The period dedicated to Parentalia is concluded with the rite of Feralia. This festivity has a peculiar interest because many magic features are mixed in the religious rite.
Feb. 21 is in particular dedicated to Mater Larum: this Goddess in this day is specifically named Tacita ("The Mute One", "She-The Silence").
Tacita-Mater Larum is a particularly "Deep" Infera Goddess, maybe she is almost an abyssal Goddess in a sacred and esoteric perspective. She is the Lares' Origin: She is the human generation origins' origin. She is in the Depth (the underworld is the origin of life) where Silence rules.
This festivity is an occasion to think about some magic characteristics in many rites of the Ancient Private Cult. Ovid (Fasti II) describes how in the past the rite of Feralia was carried out.
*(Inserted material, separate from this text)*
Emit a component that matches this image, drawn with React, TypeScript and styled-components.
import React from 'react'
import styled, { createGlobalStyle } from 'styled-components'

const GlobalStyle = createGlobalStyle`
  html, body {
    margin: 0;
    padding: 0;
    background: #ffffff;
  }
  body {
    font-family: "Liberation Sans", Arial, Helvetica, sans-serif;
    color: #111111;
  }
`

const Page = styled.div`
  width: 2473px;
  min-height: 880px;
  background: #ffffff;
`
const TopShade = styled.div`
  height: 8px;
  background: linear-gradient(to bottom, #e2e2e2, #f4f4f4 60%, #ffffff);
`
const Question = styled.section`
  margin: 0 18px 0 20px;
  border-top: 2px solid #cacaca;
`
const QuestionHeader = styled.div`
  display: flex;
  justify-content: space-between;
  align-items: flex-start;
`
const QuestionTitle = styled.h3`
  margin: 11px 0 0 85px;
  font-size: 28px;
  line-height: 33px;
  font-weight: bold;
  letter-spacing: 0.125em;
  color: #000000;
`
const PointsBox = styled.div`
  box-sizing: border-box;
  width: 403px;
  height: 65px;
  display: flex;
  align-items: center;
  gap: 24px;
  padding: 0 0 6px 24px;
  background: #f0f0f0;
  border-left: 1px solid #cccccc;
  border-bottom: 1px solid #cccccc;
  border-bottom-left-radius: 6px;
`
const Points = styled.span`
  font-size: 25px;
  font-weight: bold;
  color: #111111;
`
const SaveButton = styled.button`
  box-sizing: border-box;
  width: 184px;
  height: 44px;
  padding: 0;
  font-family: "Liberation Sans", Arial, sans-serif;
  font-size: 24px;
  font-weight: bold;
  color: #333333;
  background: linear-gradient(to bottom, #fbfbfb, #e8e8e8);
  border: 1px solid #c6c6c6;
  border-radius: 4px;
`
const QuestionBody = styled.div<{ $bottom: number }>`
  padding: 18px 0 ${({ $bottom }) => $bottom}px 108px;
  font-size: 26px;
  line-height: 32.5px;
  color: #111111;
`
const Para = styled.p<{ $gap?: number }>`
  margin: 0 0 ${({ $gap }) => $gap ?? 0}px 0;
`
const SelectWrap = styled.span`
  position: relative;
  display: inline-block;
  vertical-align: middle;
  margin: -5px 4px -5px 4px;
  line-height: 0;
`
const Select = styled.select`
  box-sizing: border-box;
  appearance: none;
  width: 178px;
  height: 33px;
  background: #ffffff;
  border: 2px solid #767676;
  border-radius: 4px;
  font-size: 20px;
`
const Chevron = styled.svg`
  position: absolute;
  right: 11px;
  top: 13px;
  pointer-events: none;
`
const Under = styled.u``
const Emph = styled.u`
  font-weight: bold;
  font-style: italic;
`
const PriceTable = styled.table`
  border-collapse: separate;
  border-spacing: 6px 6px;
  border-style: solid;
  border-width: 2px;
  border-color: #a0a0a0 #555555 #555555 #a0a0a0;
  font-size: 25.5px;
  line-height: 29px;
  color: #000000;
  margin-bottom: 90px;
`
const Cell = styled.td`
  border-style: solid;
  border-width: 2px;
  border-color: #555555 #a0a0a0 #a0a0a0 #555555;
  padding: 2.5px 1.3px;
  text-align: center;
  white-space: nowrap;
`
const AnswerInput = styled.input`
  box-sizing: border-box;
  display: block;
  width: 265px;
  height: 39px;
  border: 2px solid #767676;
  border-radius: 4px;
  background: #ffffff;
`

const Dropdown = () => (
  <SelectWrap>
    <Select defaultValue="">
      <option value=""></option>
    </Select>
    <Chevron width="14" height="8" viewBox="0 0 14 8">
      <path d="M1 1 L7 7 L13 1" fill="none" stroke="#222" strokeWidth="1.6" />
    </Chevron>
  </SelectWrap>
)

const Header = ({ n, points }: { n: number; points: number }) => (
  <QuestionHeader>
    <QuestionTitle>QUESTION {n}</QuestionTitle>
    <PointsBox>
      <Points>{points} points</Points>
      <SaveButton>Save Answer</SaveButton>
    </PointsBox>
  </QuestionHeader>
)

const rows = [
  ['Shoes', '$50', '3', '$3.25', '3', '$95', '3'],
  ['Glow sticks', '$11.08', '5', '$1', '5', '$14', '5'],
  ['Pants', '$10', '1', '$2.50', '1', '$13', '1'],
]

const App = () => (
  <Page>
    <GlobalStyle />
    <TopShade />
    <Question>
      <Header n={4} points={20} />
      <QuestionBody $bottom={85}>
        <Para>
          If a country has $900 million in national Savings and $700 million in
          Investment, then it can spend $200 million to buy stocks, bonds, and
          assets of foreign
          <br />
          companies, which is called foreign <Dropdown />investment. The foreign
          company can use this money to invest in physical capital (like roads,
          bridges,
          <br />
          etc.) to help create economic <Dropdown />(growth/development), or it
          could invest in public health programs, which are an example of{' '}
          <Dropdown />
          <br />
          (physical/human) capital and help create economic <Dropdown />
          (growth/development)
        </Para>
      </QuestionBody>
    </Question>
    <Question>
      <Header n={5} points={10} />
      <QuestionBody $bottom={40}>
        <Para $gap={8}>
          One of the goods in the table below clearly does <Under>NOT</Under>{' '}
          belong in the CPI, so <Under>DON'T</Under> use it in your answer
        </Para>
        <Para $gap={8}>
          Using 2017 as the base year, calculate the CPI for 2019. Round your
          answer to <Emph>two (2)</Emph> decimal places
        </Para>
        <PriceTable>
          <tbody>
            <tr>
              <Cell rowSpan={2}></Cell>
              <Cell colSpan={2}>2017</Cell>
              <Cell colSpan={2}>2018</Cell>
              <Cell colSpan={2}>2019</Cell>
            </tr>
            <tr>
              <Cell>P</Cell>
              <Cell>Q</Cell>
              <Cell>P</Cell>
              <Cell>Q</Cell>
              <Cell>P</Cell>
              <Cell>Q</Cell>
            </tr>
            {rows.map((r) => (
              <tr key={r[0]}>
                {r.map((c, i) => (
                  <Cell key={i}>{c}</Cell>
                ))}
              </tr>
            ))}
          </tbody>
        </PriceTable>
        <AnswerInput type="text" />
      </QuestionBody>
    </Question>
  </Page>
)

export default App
The pater and the mater familias invited an old lady (maybe a witch) who had to be helped by three young girls. The old lady offered to Manes three grains of incense taking them with three fingers and put them on the house door. Then she took a doll made of lead (please note the metal used) tying her with some filaments: she whispered some magic formulas eating seven black beans. After that, she cooked a sardine head perforated with a bronze needle. She poured some drops of wine and said this formula:
"We have tied the hostile tongues, our enemies' mouths"
I think that everyone can freely interpret this rite according to the personal point of view..
What we can do today, if it is not possible to find a witch with a specific expertise in this kind of rites, is burning some incense (perfume of Death) in front the housedoor using this hymn (from the Orphic Hymns)
Hear me, O Death, whose empire unconfin'd, extends to mortal tribes of ev'ry kind.
On thee, the portion of our time depends, whose absence lengthens life, whose presence ends.
Thy sleep perpetual bursts the vivid folds, by which the soul, attracting body holds:
Common to all of ev'ry sex and age, for nought escapes thy all-destructive rage;
Not youth itself thy clemency can gain, vig'rous and strong, by thee untimely slain.
In thee, the end of nature's works is known, in thee, all judgment is absolv'd alone:
No suppliant arts thy dreadful rage controul, no vows revoke the purpose of thy soul;
O blessed pow'r regard my ardent pray'r, and human life to age abundant spare.